= RECORD LIST =
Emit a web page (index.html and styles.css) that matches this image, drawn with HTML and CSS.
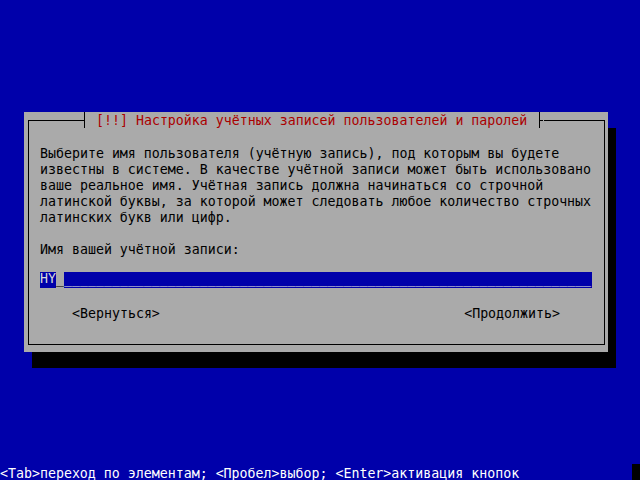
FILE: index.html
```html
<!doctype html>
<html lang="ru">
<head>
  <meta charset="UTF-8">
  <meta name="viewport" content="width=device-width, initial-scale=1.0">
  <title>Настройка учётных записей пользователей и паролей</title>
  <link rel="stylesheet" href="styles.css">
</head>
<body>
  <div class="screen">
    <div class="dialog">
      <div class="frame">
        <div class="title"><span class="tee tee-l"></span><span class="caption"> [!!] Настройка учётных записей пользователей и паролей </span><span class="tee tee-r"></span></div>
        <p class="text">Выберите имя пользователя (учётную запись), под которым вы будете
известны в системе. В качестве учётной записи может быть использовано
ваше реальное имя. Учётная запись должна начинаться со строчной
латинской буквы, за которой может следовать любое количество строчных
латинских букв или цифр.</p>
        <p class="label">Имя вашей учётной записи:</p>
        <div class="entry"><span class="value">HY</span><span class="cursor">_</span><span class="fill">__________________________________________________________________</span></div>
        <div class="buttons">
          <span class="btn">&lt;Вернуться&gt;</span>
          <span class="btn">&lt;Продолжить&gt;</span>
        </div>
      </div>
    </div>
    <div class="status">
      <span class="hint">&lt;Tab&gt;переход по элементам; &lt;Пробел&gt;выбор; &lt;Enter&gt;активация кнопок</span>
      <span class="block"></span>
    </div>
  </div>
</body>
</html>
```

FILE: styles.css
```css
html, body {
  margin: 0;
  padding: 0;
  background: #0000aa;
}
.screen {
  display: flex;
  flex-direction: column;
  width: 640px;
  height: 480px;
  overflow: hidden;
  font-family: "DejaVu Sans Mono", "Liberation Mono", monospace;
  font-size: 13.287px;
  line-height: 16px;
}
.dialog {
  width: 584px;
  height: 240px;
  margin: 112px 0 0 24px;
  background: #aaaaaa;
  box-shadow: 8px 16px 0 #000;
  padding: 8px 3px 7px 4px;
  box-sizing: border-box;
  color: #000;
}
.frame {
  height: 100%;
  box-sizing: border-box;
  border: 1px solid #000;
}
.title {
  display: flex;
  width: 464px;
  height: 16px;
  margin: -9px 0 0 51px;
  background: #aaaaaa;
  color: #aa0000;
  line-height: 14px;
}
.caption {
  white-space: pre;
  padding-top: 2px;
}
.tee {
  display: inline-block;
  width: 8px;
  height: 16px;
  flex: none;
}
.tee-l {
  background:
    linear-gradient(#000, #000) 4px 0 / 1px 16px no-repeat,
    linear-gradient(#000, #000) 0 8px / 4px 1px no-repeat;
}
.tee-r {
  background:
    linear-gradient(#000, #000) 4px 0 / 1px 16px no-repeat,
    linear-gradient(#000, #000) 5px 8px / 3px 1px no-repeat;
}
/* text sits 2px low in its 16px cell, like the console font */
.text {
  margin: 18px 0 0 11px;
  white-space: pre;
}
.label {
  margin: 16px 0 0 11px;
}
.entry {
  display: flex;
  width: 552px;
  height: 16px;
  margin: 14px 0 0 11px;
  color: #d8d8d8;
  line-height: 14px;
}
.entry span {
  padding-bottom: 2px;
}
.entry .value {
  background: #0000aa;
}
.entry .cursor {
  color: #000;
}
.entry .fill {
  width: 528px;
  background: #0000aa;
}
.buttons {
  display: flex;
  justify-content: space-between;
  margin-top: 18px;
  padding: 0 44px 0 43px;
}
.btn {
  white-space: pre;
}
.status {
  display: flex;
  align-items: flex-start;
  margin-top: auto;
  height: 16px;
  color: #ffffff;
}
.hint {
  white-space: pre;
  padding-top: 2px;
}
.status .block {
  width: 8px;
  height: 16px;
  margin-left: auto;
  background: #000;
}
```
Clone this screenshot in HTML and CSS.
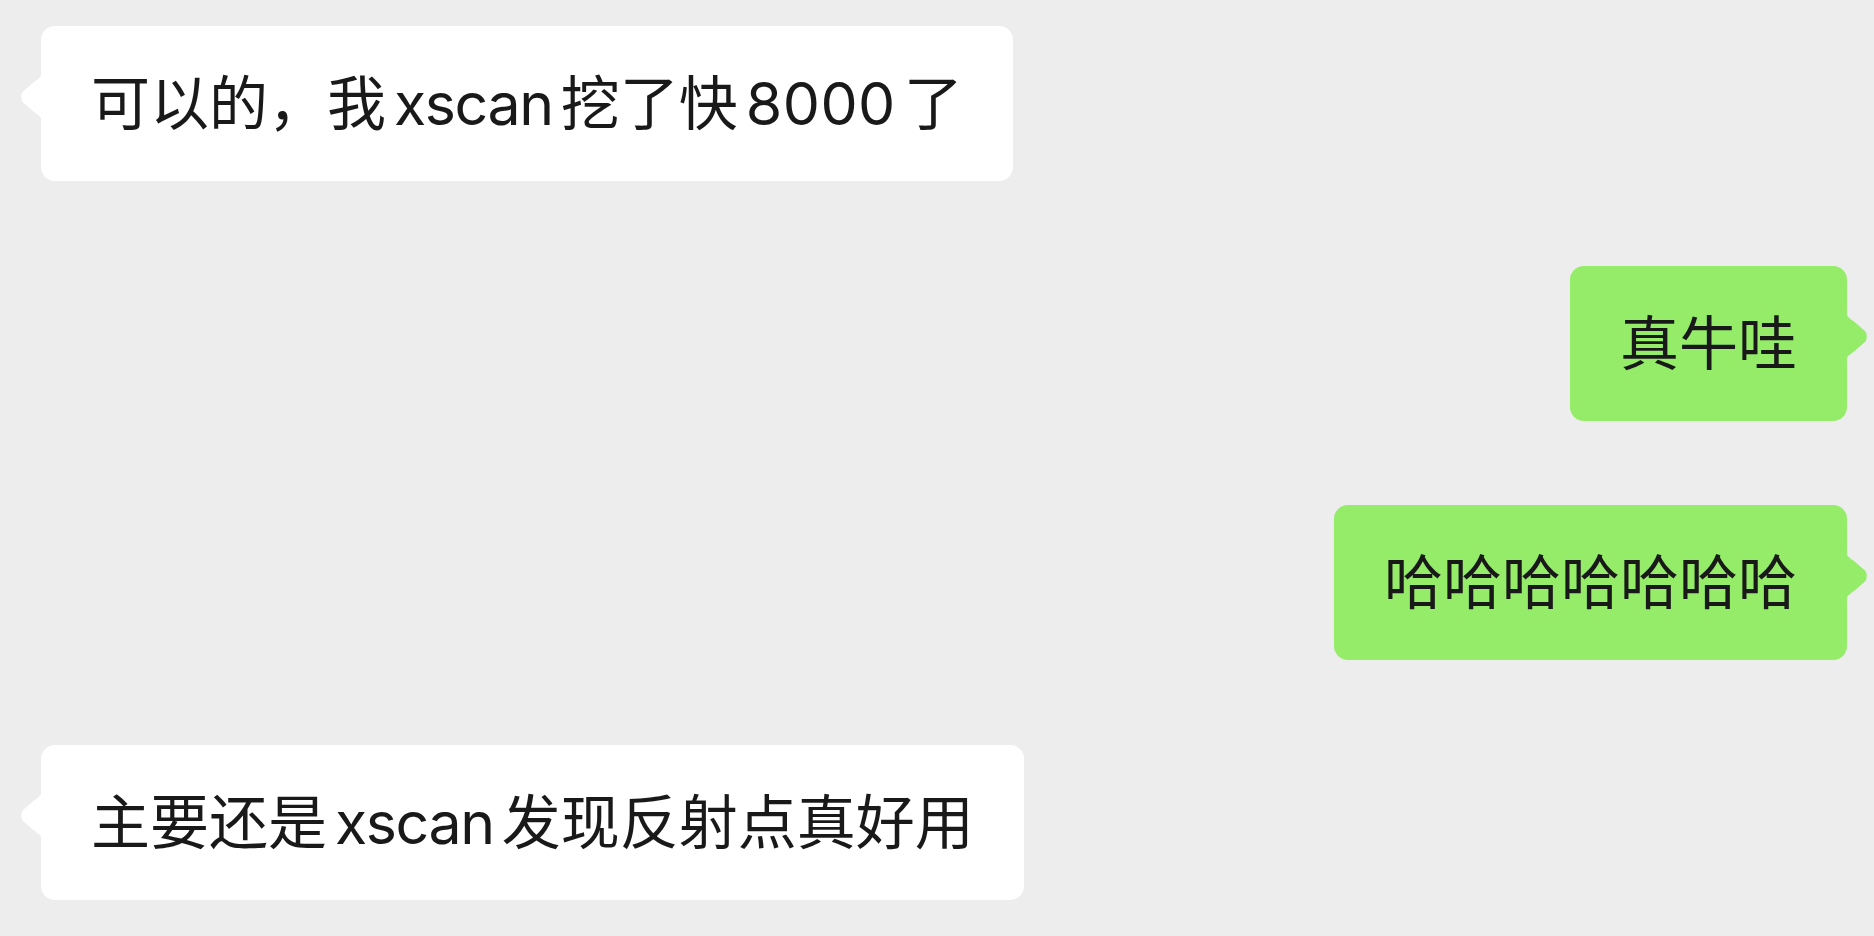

= TASK =
How many lines of the listing above include the word "this"? Reply with the number alone.

= WORKED SOLUTION =
2